Friday, January 10, 2020

Skink No Surrender

by Carl Hiaasen
Hennepin County Library audiobook 7 CDs
read by Kirby Heyborne
genre: YA realistic fiction

I like Hiaasen's books, but this one may have bugged me more than I enjoyed it . . . I feel as though I'm on a teeter-totter of opinion.

I liked:
  • Skink - his personality, his backstory, his attitude. I loved him as a character!
  • Nickel, Dime, and Penny for sibling character names
  • environmental concerns and the plug for Rachel Carson's Silent Spring (which I've not read and is now on my reading list . . . I've been aware of it for four decades . . . )
  • info on the ivory billed woodpecker, the "Lord God bird" . . . enough for me to look it up and learn even more!
Disliked:
  • Malley. What an awful brat of a kid. 14 years old and just horrid.
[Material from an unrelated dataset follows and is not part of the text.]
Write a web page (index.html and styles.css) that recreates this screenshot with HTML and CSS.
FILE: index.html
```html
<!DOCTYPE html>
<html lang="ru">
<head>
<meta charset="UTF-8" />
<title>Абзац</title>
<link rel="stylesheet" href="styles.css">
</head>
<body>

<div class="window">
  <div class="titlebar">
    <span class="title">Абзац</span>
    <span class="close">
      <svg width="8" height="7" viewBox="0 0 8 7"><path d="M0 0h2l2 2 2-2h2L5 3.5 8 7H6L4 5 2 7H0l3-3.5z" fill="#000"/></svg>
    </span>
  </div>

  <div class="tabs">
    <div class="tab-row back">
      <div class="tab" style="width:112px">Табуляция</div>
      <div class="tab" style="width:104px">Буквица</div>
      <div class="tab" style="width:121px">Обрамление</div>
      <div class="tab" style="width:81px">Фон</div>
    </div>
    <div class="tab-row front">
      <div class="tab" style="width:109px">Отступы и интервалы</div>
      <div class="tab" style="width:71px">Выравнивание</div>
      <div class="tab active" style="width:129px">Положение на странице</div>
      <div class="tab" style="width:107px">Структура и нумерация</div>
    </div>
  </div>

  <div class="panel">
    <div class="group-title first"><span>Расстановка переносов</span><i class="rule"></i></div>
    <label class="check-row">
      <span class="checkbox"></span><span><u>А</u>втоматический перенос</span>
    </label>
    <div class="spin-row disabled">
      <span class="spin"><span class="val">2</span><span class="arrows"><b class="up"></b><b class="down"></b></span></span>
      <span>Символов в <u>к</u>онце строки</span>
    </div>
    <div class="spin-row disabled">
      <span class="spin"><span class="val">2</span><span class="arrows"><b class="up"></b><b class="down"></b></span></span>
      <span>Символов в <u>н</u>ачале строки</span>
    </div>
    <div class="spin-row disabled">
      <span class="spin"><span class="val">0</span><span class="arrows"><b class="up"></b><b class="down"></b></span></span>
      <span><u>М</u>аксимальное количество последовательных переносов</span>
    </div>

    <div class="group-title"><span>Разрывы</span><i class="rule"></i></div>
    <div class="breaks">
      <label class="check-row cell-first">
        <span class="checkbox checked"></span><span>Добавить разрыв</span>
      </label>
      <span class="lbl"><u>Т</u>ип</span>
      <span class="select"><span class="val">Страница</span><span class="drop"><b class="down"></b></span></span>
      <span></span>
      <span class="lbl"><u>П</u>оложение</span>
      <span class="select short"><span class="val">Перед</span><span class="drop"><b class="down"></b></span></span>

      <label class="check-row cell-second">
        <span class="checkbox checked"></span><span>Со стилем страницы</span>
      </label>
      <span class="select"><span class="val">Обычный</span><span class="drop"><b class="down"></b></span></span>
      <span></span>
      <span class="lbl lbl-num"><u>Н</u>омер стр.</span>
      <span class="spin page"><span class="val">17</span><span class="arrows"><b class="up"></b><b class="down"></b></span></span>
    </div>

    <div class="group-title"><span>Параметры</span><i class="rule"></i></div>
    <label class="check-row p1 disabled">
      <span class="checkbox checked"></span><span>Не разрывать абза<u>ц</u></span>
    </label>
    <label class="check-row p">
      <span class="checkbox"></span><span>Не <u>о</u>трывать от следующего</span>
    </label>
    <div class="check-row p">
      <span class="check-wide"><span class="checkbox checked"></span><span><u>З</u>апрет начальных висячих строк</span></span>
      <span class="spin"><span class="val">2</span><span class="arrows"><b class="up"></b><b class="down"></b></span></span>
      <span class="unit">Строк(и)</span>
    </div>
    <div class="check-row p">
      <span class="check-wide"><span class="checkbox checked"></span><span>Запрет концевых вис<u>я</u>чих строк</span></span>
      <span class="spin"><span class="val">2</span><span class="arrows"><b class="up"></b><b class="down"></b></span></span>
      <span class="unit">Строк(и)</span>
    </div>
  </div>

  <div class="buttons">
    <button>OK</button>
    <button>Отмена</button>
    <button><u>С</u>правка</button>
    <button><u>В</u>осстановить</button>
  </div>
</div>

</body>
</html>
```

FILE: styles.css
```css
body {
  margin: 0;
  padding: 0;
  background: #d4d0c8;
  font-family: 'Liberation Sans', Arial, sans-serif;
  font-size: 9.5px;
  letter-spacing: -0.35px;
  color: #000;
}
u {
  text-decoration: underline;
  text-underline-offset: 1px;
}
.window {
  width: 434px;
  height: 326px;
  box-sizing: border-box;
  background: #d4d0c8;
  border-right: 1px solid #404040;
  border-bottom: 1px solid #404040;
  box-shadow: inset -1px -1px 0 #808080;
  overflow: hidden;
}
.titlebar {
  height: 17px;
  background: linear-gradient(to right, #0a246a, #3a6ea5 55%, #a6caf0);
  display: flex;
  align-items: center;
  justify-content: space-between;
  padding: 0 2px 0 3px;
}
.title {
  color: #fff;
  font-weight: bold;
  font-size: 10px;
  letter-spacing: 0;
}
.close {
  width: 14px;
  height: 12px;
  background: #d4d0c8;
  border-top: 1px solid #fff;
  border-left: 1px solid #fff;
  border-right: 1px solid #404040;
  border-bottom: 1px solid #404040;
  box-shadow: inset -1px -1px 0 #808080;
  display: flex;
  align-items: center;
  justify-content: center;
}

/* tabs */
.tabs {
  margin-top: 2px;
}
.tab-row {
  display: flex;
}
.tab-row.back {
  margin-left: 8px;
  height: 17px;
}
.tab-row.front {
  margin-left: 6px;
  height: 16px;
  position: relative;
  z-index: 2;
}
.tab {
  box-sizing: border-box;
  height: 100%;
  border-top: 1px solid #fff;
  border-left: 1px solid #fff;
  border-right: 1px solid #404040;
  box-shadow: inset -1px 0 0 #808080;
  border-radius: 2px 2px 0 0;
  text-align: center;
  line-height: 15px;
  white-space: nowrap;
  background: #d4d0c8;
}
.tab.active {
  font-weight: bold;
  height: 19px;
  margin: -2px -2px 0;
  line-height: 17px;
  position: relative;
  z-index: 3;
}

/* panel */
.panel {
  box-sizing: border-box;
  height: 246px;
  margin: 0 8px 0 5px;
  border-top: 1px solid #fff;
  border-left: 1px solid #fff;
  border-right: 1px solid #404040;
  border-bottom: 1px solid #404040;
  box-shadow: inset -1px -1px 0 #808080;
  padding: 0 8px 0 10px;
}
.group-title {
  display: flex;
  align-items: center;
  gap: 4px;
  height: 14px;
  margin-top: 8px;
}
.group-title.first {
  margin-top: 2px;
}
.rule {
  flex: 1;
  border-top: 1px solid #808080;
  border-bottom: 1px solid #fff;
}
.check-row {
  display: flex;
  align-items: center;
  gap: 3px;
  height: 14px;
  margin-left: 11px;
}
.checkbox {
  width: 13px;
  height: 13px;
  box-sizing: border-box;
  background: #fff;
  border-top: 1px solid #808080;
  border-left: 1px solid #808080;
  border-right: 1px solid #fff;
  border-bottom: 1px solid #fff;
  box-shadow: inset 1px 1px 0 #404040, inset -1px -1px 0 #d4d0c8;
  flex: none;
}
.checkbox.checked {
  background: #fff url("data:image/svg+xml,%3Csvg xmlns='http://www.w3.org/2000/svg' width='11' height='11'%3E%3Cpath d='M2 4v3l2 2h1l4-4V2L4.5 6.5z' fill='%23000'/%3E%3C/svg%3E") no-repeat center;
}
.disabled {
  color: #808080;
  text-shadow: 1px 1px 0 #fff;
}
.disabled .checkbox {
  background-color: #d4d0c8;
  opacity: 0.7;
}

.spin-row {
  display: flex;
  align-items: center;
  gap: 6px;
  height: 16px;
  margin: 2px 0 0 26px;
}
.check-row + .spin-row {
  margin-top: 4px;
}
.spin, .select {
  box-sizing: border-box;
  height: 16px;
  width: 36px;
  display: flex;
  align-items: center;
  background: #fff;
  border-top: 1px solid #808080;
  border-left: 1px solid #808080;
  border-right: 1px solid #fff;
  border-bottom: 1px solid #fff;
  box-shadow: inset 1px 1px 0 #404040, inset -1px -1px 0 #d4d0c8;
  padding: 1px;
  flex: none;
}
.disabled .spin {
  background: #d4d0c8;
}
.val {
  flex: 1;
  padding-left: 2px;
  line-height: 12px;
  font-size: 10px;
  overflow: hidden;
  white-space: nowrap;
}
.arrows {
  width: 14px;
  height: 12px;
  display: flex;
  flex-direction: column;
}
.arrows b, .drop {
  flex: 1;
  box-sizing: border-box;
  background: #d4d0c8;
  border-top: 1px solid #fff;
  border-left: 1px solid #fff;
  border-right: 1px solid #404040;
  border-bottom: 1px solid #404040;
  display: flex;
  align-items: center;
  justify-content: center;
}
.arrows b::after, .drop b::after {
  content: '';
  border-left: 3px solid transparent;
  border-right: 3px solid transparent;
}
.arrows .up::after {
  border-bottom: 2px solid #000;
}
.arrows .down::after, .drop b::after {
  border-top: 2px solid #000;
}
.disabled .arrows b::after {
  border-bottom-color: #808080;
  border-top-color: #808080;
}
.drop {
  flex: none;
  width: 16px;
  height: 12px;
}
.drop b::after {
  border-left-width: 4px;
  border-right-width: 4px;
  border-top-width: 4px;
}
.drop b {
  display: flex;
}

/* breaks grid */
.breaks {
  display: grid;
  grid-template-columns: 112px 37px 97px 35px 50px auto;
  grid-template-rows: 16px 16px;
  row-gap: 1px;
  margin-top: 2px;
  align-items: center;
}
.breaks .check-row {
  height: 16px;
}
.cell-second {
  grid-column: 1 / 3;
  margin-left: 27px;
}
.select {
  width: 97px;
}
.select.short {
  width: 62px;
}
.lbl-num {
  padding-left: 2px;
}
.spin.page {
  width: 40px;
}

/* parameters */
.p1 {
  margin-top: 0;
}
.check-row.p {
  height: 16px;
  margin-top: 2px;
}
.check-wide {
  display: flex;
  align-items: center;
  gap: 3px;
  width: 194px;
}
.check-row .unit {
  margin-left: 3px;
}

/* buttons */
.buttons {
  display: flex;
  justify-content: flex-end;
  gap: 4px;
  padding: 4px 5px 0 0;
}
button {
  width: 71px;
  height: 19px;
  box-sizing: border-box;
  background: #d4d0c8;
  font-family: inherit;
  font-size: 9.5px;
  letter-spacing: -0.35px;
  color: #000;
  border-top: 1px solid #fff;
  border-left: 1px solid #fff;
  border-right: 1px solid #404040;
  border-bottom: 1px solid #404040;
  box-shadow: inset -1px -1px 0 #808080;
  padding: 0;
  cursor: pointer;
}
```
Not sure why Richard or her parents care about her so much . . . she didn't seem to have many redeeming qualities
  • Richard and Malley together doing so many stupid things. Yes, we all do stupid things. We do proportionally more stupid things when we're teenagers. But still . . . argh! 
Mixed:
  • The bad guy TC - his choices and actions . . . believable? Some of it. Listening, I thought about all the "Florida Man" humor on the internet . . . he's like a bad joke.  
  • Skink honoring the real Talbot Chalk. Nice touch

Ultimately, I think Flush remains my favorite of his YA books. I was a bit shocked at the difference between Hiaasen's style for teens and for adults. Duh, right? He's a talented writer.

I just had to go back and fix three previous entries where I had labeled the author as "Hiassen" instead of "Hiaasen." Wow. Sometimes I'm efficient and sometimes I'm in too much of a hurry to pay attention.